### DATA SEGMENT

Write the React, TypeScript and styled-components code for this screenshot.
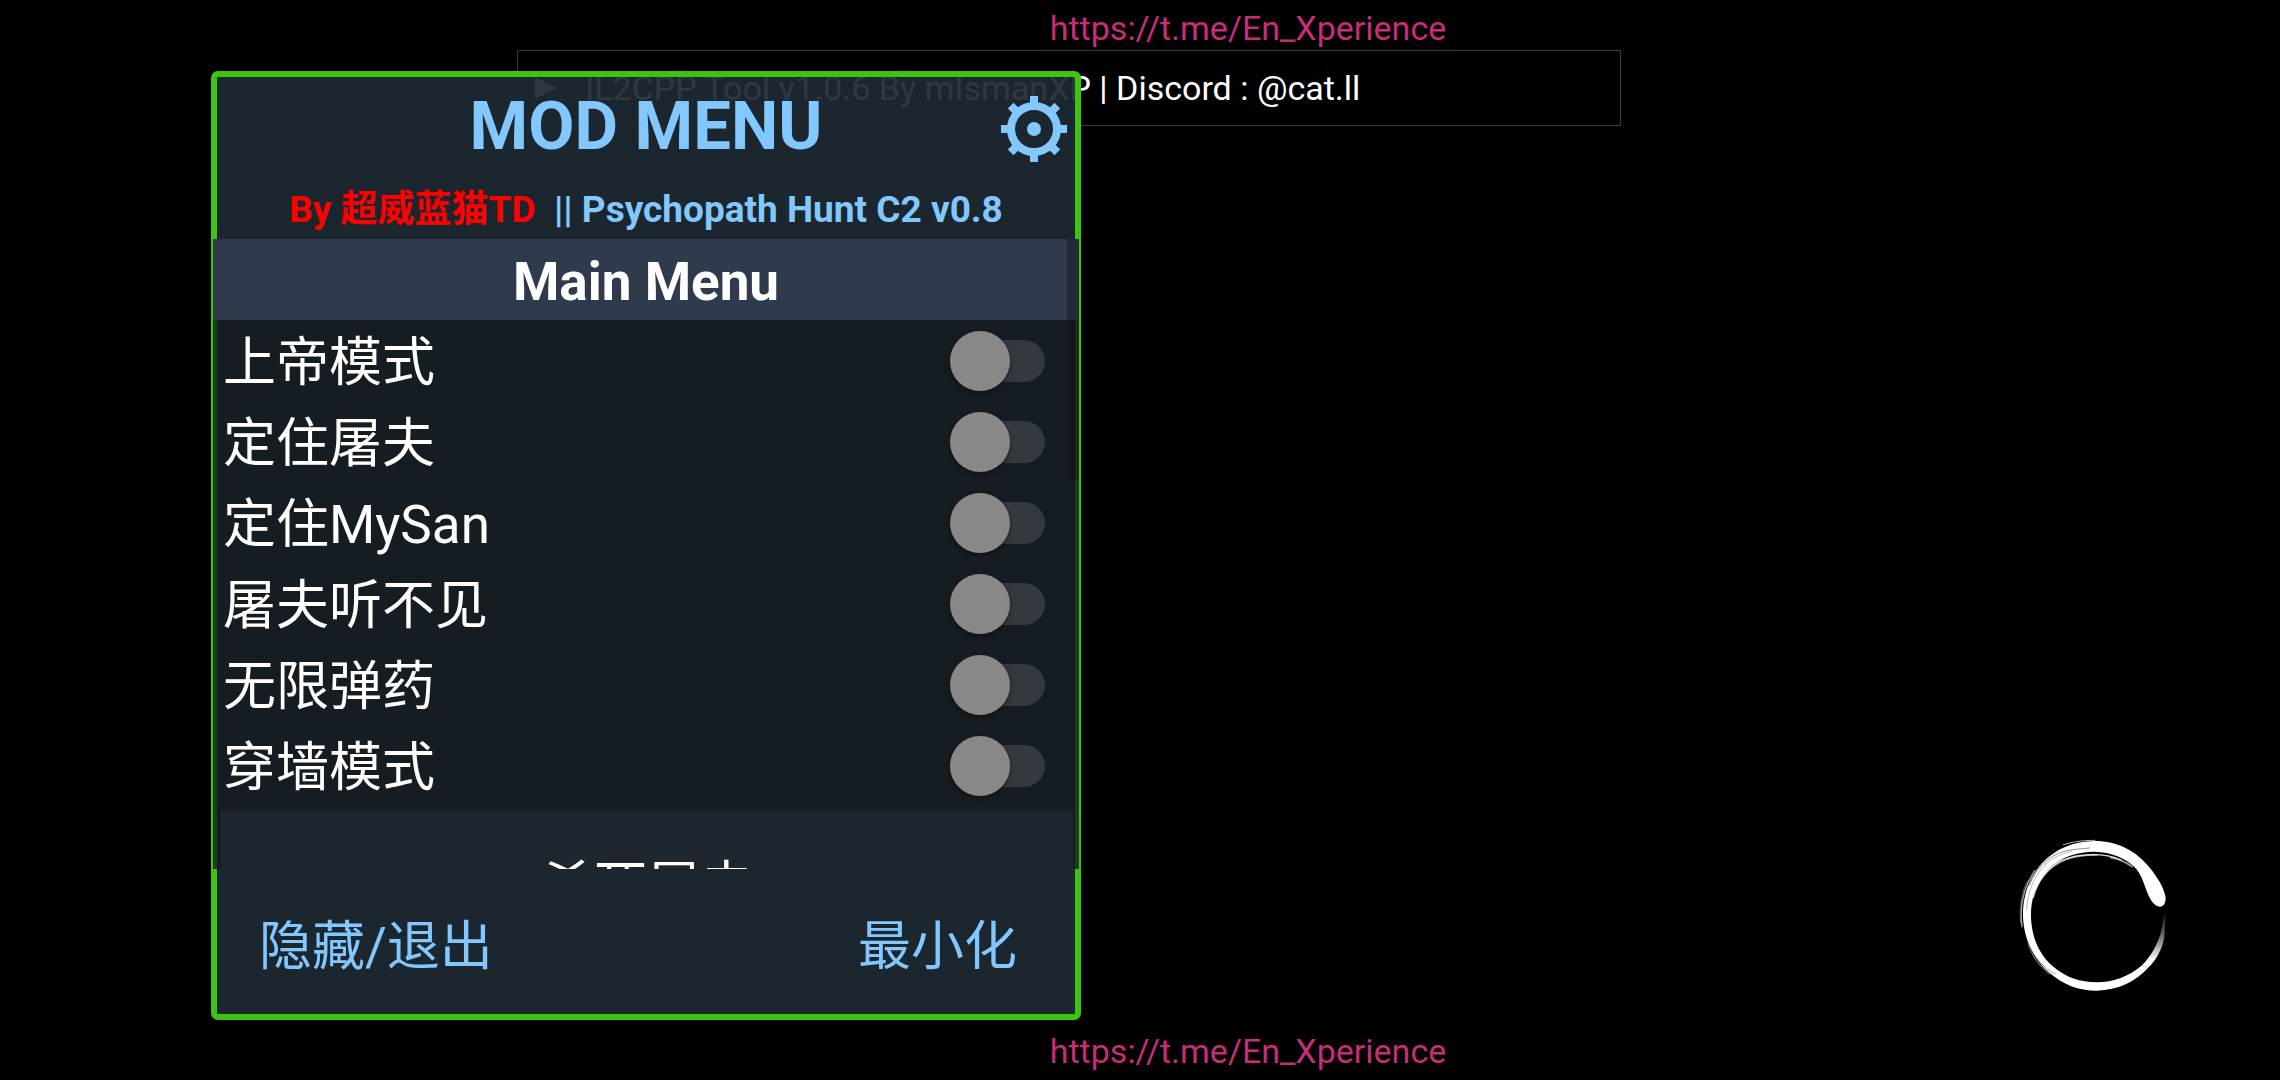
import React, { useState } from "react";
import styled, { createGlobalStyle } from "styled-components";

const GlobalStyle = createGlobalStyle`
  *, *::before, *::after { box-sizing: border-box; }
  html, body, #root { height: 100%; }
  body {
    margin: 0;
    background: #000;
    color: #fff;
    overflow: hidden;
    font-family: Roboto, "Noto Sans CJK SC", sans-serif;
  }
`;

const Screen = styled.main`
  position: relative;
  height: 100%;
  display: flex;
  flex-direction: column;
  justify-content: space-between;
`;

const TopArea = styled.div`
  display: flex;
  flex-direction: column;
`;

const Watermark = styled.a`
  display: block;
  padding: 8px 0 2px 216px;
  text-align: center;
  font-size: 34px;
  line-height: 40px;
  color: #c62d7a;
  text-decoration: none;
`;

const BottomArea = styled.div`
  padding-bottom: 7px;
`;

const ToolBar = styled.header`
  display: flex;
  align-items: center;
  gap: 27px;
  width: 1104px;
  height: 76px;
  margin-left: 517px;
  padding-left: 16px;
  border: 1px solid #3a3a3e;
  font-size: 34px;
  white-space: nowrap;
`;

const PlayMark = styled.svg`
  width: 24px;
  height: 24px;
  fill: #fff;
`;

const Panel = styled.section`
  position: absolute;
  left: 211px;
  top: 71px;
  width: 870px;
  border: 6px solid #3cc410;
  border-radius: 7px;
  background: rgba(30, 41, 49, 0.93);
  background-clip: padding-box;
`;

const PanelHead = styled.div`
  display: grid;
  grid-template-columns: 80px 1fr 80px;
  grid-template-rows: 96px 1fr;
  height: 162px;
`;

const Title = styled.h1`
  margin: 0;
  padding-top: 9px;
  text-align: center;
  font-size: 67px;
  line-height: 80px;
  font-weight: 700;
  color: #82c8ff;
  grid-column: 2;
`;

const SettingsButton = styled.button`
  width: 80px;
  height: 80px;
  margin-top: 12px;
  padding: 0;
  border: 0;
  background: none;
  color: #82c8ff;
  svg { display: block; width: 80px; height: 80px; }
`;

const Subtitle = styled.p`
  grid-column: 1 / -1;
  margin: 0;
  padding-top: 13px;
  text-align: center;
  font-size: 37px;
  line-height: 48px;
  font-weight: 700;
  color: #82c8ff;
  white-space: pre;
`;

const Author = styled.span`
  color: #ff0000;
`;

const ScrollFrame = styled.div`
  position: relative;
  height: 630px;
  margin: 0 -4px;
  overflow: hidden;
  background: rgba(20, 27, 33, 0.8);
`;

const ScrollThumb = styled.div`
  position: absolute;
  top: 0;
  right: 0;
  width: 12px;
  height: 241px;
  background: rgba(20, 16, 20, 0.4);
`;

const Category = styled.h2`
  margin: 0;
  background: #2f3b4d;
  text-align: center;
  font-size: 53px;
  line-height: 80px;
  padding-top: 3px;
  height: 81px;
  font-weight: 700;
`;

const OptionRow = styled.label`
  display: flex;
  align-items: center;
  justify-content: space-between;
  height: 81px;
  padding: 0 34px 0 10px;
`;

const OptionName = styled.span`
  padding-top: 5px;
  font-size: 53px;
  line-height: 80px;
`;

const Toggle = styled.input`
  appearance: none;
  position: relative;
  width: 95px;
  height: 60px;
  margin: 0;
  &::before {
    content: "";
    position: absolute;
    inset: 9px 0 9px 9px;
    border-radius: 21px;
    background: #34383f;
  }
  &::after {
    content: "";
    position: absolute;
    left: 0;
    top: 0;
    width: 60px;
    height: 60px;
    border-radius: 50%;
    background: #888;
    box-shadow: 0 2px 5px rgba(0, 0, 0, 0.4);
  }
  &:checked::after { left: 35px; background: #82c8ff; }
`;

const ActionButton = styled.button`
  display: block;
  width: calc(100% - 14px);
  height: 132px;
  margin: 5px 5px 5px 8px;
  padding: 10px 0 0;
  border: 0;
  background: #1e272d;
  color: #fff;
  font-family: inherit;
  font-size: 53px;
`;

const PanelFoot = styled.footer`
  display: flex;
  justify-content: space-between;
  align-items: center;
  height: 145px;
  padding: 10px 58px 0 42px;
`;

const FootButton = styled.button`
  padding: 0;
  border: 0;
  background: none;
  color: #82c8ff;
  font-family: inherit;
  font-size: 53px;
  line-height: 80px;
`;

const BrushRing = styled.svg`
  position: absolute;
  right: 80px;
  bottom: 70px;
  width: 220px;
  height: 200px;
`;

const options = ["上帝模式", "定住屠夫", "定住MySan", "屠夫听不见", "无限弹药", "穿墙模式"];
const teeth = [0, 45, 90, 135, 180, 225, 270, 315];

const Gear = () => (
  <svg viewBox="0 0 80 80" aria-hidden="true">
    <circle cx="39" cy="40" r="23" fill="none" stroke="currentColor" strokeWidth="8" />
    <circle cx="39" cy="40" r="7" fill="currentColor" />
    {teeth.map((angle) => (
      <rect
        key={angle}
        x="35"
        y="7"
        width="8"
        height="8"
        fill="currentColor"
        transform={`rotate(${angle} 39 40)`}
      />
    ))}
  </svg>
);

const Ring = () => (
  <BrushRing viewBox="0 0 660 600" aria-hidden="true">
    <defs>
      <linearGradient id="tail" x1="0" y1="300" x2="0" y2="450" gradientUnits="userSpaceOnUse">
        <stop offset="0" stopColor="#fff" stopOpacity="0.05" />
        <stop offset="0.45" stopColor="#fff" stopOpacity="0.35" />
        <stop offset="1" stopColor="#fff" />
      </linearGradient>
    </defs>
    <path
      fill="#fff"
      d="M540 290C553 290 559 275 556 257C550 232 533 202 508 172C468 122 412 93 345 93C280 93 224 118 186 160C148 202 127 260 129 322C132 388 160 446 208 488C248 523 296 542 350 542C414 541 466 516 506 472L486 466C446 500 402 517 350 517C300 517 258 502 222 472C178 436 155 382 153 322C151 262 172 212 208 175C244 140 292 126 345 125C394 126 436 144 464 172C482 190 490 215 500 243C510 270 524 290 540 290Z"
    />
    <path fill="url(#tail)" d="M486 466C512 440 530 408 542 370L554 310L557 312L553 382C546 418 530 448 506 472Z" />
    <g fill="none" stroke="#fff" strokeLinecap="round">
      <path strokeWidth="4" opacity="0.85" d="M160 262C172 212 204 172 244 152C296 128 374 128 424 150" />
      <path strokeWidth="4" opacity="0.6" d="M168 236C186 194 218 166 256 150C280 140 310 135 350 135" />
      <path strokeWidth="5" opacity="0.6" d="M392 143C420 148 440 158 456 170" />
      <path strokeWidth="4" opacity="0.65" d="M126 350C118 290 130 232 164 182" />
      <path strokeWidth="2" opacity="0.5" d="M121 340C119 290 124 244 142 214" />
      <path strokeWidth="3" opacity="0.7" d="M250 104C280 94 312 91 345 91" />
      <path strokeWidth="3" opacity="0.5" d="M154 380C148 345 148 318 152 300" />
      <path strokeWidth="3" opacity="0.6" d="M144 400C156 438 178 468 208 492" />
    </g>
    <g fill="none" stroke="#000" strokeLinecap="round">
      <path strokeWidth="2" opacity="0.65" d="M148 226C168 174 204 138 252 124C278 117 304 117 328 114" />
      <path strokeWidth="2" opacity="0.4" d="M140 300C142 250 160 200 196 164C218 143 246 130 276 124" />
      <path strokeWidth="2" opacity="0.5" d="M142 394C158 436 184 470 226 492" />
    </g>
  </BrushRing>
);

export default function App() {
  const [enabled, setEnabled] = useState<Record<string, boolean>>({});

  return (
    <>
      <GlobalStyle />
      <Screen>
        <TopArea>
          <Watermark href="https://t.me/En_Xperience">https://t.me/En_Xperience</Watermark>
          <ToolBar>
            <PlayMark viewBox="0 0 24 24" aria-hidden="true">
              <path d="M1 1L23 12L1 23Z" />
            </PlayMark>
            <span>IL2CPP Tool v1.0.6 By mIsmanXP | Discord : @cat.ll</span>
          </ToolBar>
        </TopArea>
        <BottomArea>
          <Watermark href="https://t.me/En_Xperience">https://t.me/En_Xperience</Watermark>
        </BottomArea>
        <Ring />
        <Panel>
          <PanelHead>
            <Title>MOD MENU</Title>
            <SettingsButton type="button" aria-label="Settings">
              <Gear />
            </SettingsButton>
            <Subtitle>
              <Author>By 超威蓝猫TD</Author>
              {"  || Psychopath Hunt C2 v0.8"}
            </Subtitle>
          </PanelHead>
          <ScrollFrame>
            <Category>Main Menu</Category>
            {options.map((name) => (
              <OptionRow key={name}>
                <OptionName>{name}</OptionName>
                <Toggle
                  type="checkbox"
                  checked={!!enabled[name]}
                  onChange={(e) => setEnabled({ ...enabled, [name]: e.target.checked })}
                />
              </OptionRow>
            ))}
            <ActionButton type="button">杀死屠夫</ActionButton>
            <ScrollThumb />
          </ScrollFrame>
          <PanelFoot>
            <FootButton type="button">隐藏/退出</FootButton>
            <FootButton type="button">最小化</FootButton>
          </PanelFoot>
        </Panel>
      </Screen>
    </>
  );
}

### INSTRUCTIONS FOR THE TASK
Copy out the lines in which the string "React" appears.

### PROBLEM SOLUTION
Write the React, TypeScript and styled-components code for this screenshot.
import React, { useState } from "react";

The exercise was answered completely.